WHAT THIS TASK INVOLVES -> Exactly as written, quote every line that follows, skipping the images.

[start SOURCE DATA]

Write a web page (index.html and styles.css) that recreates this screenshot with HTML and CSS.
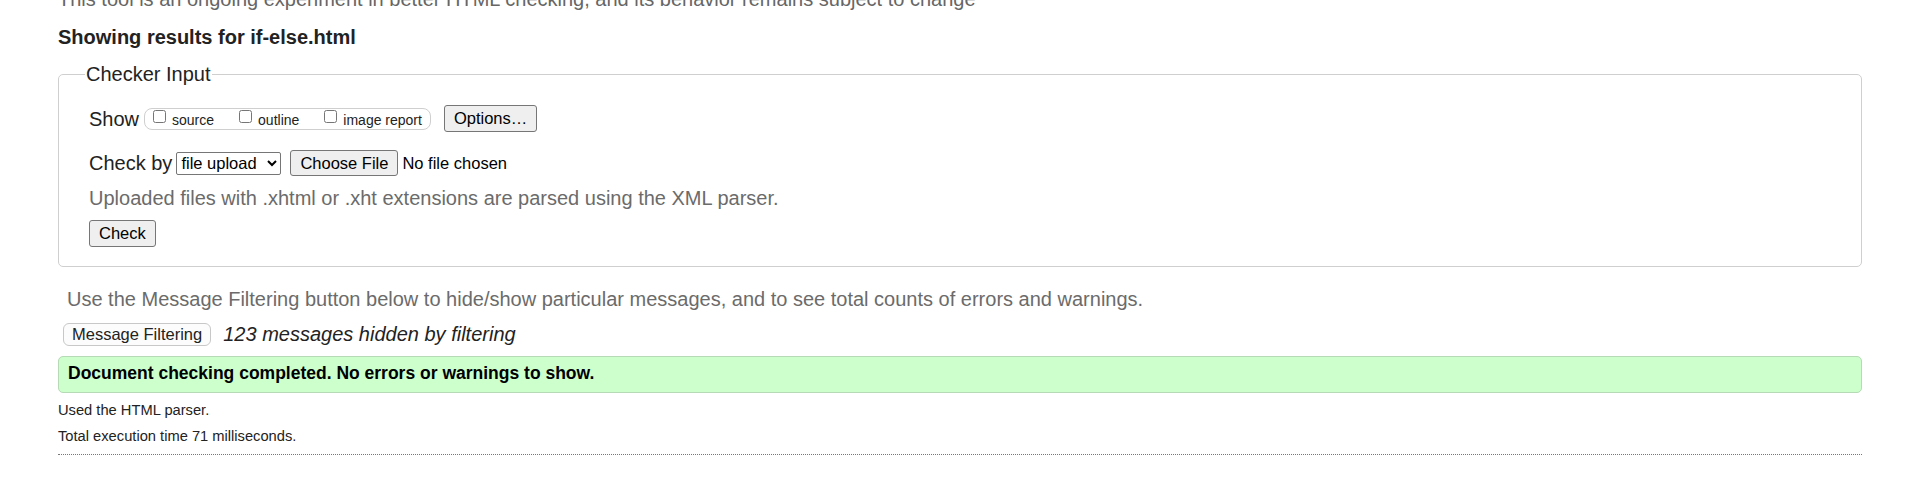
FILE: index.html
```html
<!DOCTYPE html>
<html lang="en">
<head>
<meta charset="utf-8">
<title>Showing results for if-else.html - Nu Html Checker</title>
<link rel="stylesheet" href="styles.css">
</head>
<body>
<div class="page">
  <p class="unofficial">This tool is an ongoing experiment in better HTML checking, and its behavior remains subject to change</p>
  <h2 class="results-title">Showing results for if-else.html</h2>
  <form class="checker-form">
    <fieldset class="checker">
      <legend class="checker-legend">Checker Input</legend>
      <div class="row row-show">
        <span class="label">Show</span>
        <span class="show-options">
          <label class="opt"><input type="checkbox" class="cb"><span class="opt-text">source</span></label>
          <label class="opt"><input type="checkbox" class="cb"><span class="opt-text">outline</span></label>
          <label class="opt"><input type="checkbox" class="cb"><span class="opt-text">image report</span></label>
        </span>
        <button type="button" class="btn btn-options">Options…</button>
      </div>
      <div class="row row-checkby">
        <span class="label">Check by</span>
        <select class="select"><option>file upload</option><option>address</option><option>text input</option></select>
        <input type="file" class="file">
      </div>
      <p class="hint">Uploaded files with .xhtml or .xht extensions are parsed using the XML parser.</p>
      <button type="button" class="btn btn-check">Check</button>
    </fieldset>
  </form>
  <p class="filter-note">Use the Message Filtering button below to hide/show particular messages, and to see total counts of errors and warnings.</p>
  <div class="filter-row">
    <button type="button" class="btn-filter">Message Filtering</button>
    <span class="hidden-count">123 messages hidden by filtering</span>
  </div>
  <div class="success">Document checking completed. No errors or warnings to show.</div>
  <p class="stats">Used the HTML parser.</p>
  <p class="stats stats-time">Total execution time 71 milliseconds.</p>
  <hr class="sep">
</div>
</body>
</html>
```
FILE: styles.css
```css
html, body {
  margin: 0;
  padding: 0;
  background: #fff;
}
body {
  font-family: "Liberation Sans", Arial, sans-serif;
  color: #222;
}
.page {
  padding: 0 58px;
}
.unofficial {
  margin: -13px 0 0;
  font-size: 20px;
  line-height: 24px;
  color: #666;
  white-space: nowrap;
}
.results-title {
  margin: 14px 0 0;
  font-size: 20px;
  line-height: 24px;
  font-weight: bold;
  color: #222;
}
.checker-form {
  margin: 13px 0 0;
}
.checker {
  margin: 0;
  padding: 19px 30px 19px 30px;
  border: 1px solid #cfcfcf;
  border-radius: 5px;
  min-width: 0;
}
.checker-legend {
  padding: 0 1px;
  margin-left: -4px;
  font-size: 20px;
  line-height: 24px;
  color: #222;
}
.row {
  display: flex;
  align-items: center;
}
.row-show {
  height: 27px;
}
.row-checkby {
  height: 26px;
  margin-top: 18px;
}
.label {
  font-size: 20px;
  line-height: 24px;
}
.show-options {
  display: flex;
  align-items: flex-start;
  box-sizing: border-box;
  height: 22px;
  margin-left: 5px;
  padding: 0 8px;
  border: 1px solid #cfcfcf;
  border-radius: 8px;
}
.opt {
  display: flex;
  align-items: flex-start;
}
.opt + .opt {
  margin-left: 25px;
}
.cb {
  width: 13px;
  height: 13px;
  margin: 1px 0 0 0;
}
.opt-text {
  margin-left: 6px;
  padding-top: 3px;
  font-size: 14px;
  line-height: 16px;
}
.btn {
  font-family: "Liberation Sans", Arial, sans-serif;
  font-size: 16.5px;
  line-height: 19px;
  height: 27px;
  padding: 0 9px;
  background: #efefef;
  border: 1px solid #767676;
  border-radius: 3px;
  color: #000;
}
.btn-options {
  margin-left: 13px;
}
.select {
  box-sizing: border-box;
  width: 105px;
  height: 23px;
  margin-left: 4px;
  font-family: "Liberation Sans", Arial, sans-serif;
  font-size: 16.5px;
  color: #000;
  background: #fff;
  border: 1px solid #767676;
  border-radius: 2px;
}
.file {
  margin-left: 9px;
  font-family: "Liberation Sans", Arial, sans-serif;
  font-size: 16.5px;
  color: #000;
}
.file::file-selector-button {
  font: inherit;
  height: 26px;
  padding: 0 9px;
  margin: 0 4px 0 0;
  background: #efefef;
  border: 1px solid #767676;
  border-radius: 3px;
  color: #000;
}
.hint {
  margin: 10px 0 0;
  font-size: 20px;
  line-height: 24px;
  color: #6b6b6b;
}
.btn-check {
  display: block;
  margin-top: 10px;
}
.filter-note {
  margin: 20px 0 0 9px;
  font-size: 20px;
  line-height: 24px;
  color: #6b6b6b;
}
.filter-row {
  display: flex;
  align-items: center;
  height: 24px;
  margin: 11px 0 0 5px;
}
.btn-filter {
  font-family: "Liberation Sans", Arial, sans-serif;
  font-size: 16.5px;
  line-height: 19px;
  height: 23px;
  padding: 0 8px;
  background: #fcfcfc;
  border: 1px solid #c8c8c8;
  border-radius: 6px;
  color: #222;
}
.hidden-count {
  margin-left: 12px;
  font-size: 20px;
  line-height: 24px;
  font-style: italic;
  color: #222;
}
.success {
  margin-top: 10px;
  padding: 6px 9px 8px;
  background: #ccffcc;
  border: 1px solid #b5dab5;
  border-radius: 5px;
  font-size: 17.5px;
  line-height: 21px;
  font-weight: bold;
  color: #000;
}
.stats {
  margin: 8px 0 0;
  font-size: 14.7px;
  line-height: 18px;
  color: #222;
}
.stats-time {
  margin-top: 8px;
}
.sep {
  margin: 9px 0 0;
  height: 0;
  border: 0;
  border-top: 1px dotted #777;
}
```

[end SOURCE DATA]

RESULT OF THE EXERCISE ->
Write a web page (index.html and styles.css) that recreates this screenshot with HTML and CSS.
FILE: index.html
```html
<!DOCTYPE html>
<html lang="en">
<head>
<meta charset="utf-8">
<title>Showing results for if-else.html - Nu Html Checker</title>
<link rel="stylesheet" href="styles.css">
</head>
<body>
<div class="page">
  <p class="unofficial">This tool is an ongoing experiment in better HTML checking, and its behavior remains subject to change</p>
  <h2 class="results-title">Showing results for if-else.html</h2>
  <form class="checker-form">
    <fieldset class="checker">
      <legend class="checker-legend">Checker Input</legend>
      <div class="row row-show">
        <span class="label">Show</span>
        <span class="show-options">
          <label class="opt"><input type="checkbox" class="cb"><span class="opt-text">source</span></label>
          <label class="opt"><input type="checkbox" class="cb"><span class="opt-text">outline</span></label>
          <label class="opt"><input type="checkbox" class="cb"><span class="opt-text">image report</span></label>
        </span>
        <button type="button" class="btn btn-options">Options…</button>
      </div>
      <div class="row row-checkby">
        <span class="label">Check by</span>
        <select class="select"><option>file upload</option><option>address</option><option>text input</option></select>
        <input type="file" class="file">
      </div>
      <p class="hint">Uploaded files with .xhtml or .xht extensions are parsed using the XML parser.</p>
      <button type="button" class="btn btn-check">Check</button>
    </fieldset>
  </form>
  <p class="filter-note">Use the Message Filtering button below to hide/show particular messages, and to see total counts of errors and warnings.</p>
  <div class="filter-row">
    <button type="button" class="btn-filter">Message Filtering</button>
    <span class="hidden-count">123 messages hidden by filtering</span>
  </div>
  <div class="success">Document checking completed. No errors or warnings to show.</div>
  <p class="stats">Used the HTML parser.</p>
  <p class="stats stats-time">Total execution time 71 milliseconds.</p>
  <hr class="sep">
</div>
</body>
</html>
```
FILE: styles.css
```css
html, body {
  margin: 0;
  padding: 0;
  background: #fff;
}
body {
  font-family: "Liberation Sans", Arial, sans-serif;
  color: #222;
}
.page {
  padding: 0 58px;
}
.unofficial {
  margin: -13px 0 0;
  font-size: 20px;
  line-height: 24px;
  color: #666;
  white-space: nowrap;
}
.results-title {
  margin: 14px 0 0;
  font-size: 20px;
  line-height: 24px;
  font-weight: bold;
  color: #222;
}
.checker-form {
  margin: 13px 0 0;
}
.checker {
  margin: 0;
  padding: 19px 30px 19px 30px;
  border: 1px solid #cfcfcf;
  border-radius: 5px;
  min-width: 0;
}
.checker-legend {
  padding: 0 1px;
  margin-left: -4px;
  font-size: 20px;
  line-height: 24px;
  color: #222;
}
.row {
  display: flex;
  align-items: center;
}
.row-show {
  height: 27px;
}
.row-checkby {
  height: 26px;
  margin-top: 18px;
}
.label {
  font-size: 20px;
  line-height: 24px;
}
.show-options {
  display: flex;
  align-items: flex-start;
  box-sizing: border-box;
  height: 22px;
  margin-left: 5px;
  padding: 0 8px;
  border: 1px solid #cfcfcf;
  border-radius: 8px;
}
.opt {
  display: flex;
  align-items: flex-start;
}
.opt + .opt {
  margin-left: 25px;
}
.cb {
  width: 13px;
  height: 13px;
  margin: 1px 0 0 0;
}
.opt-text {
  margin-left: 6px;
  padding-top: 3px;
  font-size: 14px;
  line-height: 16px;
}
.btn {
  font-family: "Liberation Sans", Arial, sans-serif;
  font-size: 16.5px;
  line-height: 19px;
  height: 27px;
  padding: 0 9px;
  background: #efefef;
  border: 1px solid #767676;
  border-radius: 3px;
  color: #000;
}
.btn-options {
  margin-left: 13px;
}
.select {
  box-sizing: border-box;
  width: 105px;
  height: 23px;
  margin-left: 4px;
  font-family: "Liberation Sans", Arial, sans-serif;
  font-size: 16.5px;
  color: #000;
  background: #fff;
  border: 1px solid #767676;
  border-radius: 2px;
}
.file {
  margin-left: 9px;
  font-family: "Liberation Sans", Arial, sans-serif;
  font-size: 16.5px;
  color: #000;
}
.file::file-selector-button {
  font: inherit;
  height: 26px;
  padding: 0 9px;
  margin: 0 4px 0 0;
  background: #efefef;
  border: 1px solid #767676;
  border-radius: 3px;
  color: #000;
}
.hint {
  margin: 10px 0 0;
  font-size: 20px;
  line-height: 24px;
  color: #6b6b6b;
}
.btn-check {
  display: block;
  margin-top: 10px;
}
.filter-note {
  margin: 20px 0 0 9px;
  font-size: 20px;
  line-height: 24px;
  color: #6b6b6b;
}
.filter-row {
  display: flex;
  align-items: center;
  height: 24px;
  margin: 11px 0 0 5px;
}
.btn-filter {
  font-family: "Liberation Sans", Arial, sans-serif;
  font-size: 16.5px;
  line-height: 19px;
  height: 23px;
  padding: 0 8px;
  background: #fcfcfc;
  border: 1px solid #c8c8c8;
  border-radius: 6px;
  color: #222;
}
.hidden-count {
  margin-left: 12px;
  font-size: 20px;
  line-height: 24px;
  font-style: italic;
  color: #222;
}
.success {
  margin-top: 10px;
  padding: 6px 9px 8px;
  background: #ccffcc;
  border: 1px solid #b5dab5;
  border-radius: 5px;
  font-size: 17.5px;
  line-height: 21px;
  font-weight: bold;
  color: #000;
}
.stats {
  margin: 8px 0 0;
  font-size: 14.7px;
  line-height: 18px;
  color: #222;
}
.stats-time {
  margin-top: 8px;
}
.sep {
  margin: 9px 0 0;
  height: 0;
  border: 0;
  border-top: 1px dotted #777;
}
```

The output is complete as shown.